Admins Did Not Have Permissions
Eugene discovered the issue, but only Greg and Phil (who were in Eastern Time, where it was after midnight) had permissions to increase GAE quota. It was a fluke Greg was awake and available, as he was away from home for the weekend.
- DONE Give Eugene permissions – Eugene administers the TBA services, so should have permission to change budgets. Eugene has been given these permissions.
Google App Engine Settings Errors
We were unable to increase the quota once we had overrun it. We believe there is a bug in the Google Cloud App Engine Settings console that prevents accessing settings once quota is overrun, which prevents increasing quota. After our quota reset, we were able to increase the quota.
- Understand Bug – We do not know whether others have encountered this issue before. Tracked in https://github.com/the-blue-alliance/the-blue-alliance/issues/2467
- DONE Bug Reporting (via GAE) – We used the GAE bug reporting tool to report this issue.
- Bug Reporting (to a human) – We should tell a person we know who works on Google Cloud about this.
No Google Technical Escalation
We have no human contact at Google to escalate technical issues to. In the event our GAE settings continued to error, we would have no remediation path to fix the problem. This could present a problem for similar issues in the future that might require intervention by a Google employee to fix.

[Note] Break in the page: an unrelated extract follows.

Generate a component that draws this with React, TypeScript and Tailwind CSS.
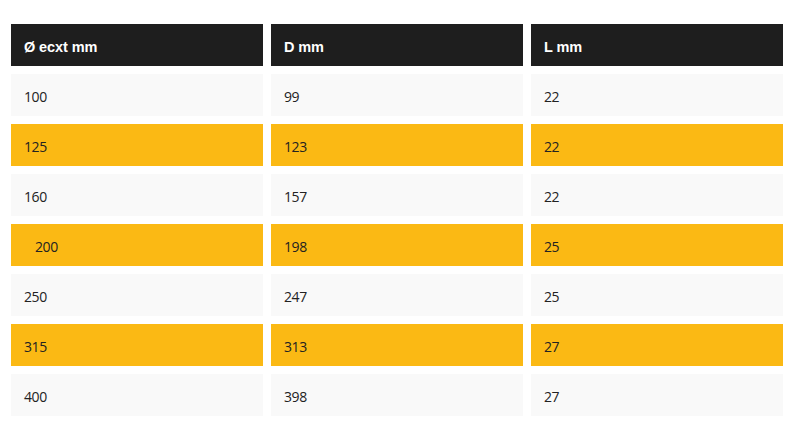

- Find an FRC alum who works on Google Cloud – We should find someone inside of Google to whom we can escalate future issues that we are unable to self-remediate.
iOS App Crashing Due To Expected Response
The TBA mobile apps cache data locally, so should continue to work even if the server is down. However, the iOS app attempts to sync push notification tokens for signed in users with the MyTBA endpoints on app launch. The iOS app was expecting a valid responses from the MyTBA endpoints, which resulted in users crashing on launch.
- DONE Don’t Crash – Responses from the MyTBA endpoints should fail gracefully. Fixed in https://github.com/the-blue-alliance/the-blue-alliance-ios/pull/515 and deployed in v1.0.8.
- Audit App Launch – Code paths involved during app launch are critical, and should fail gracefully.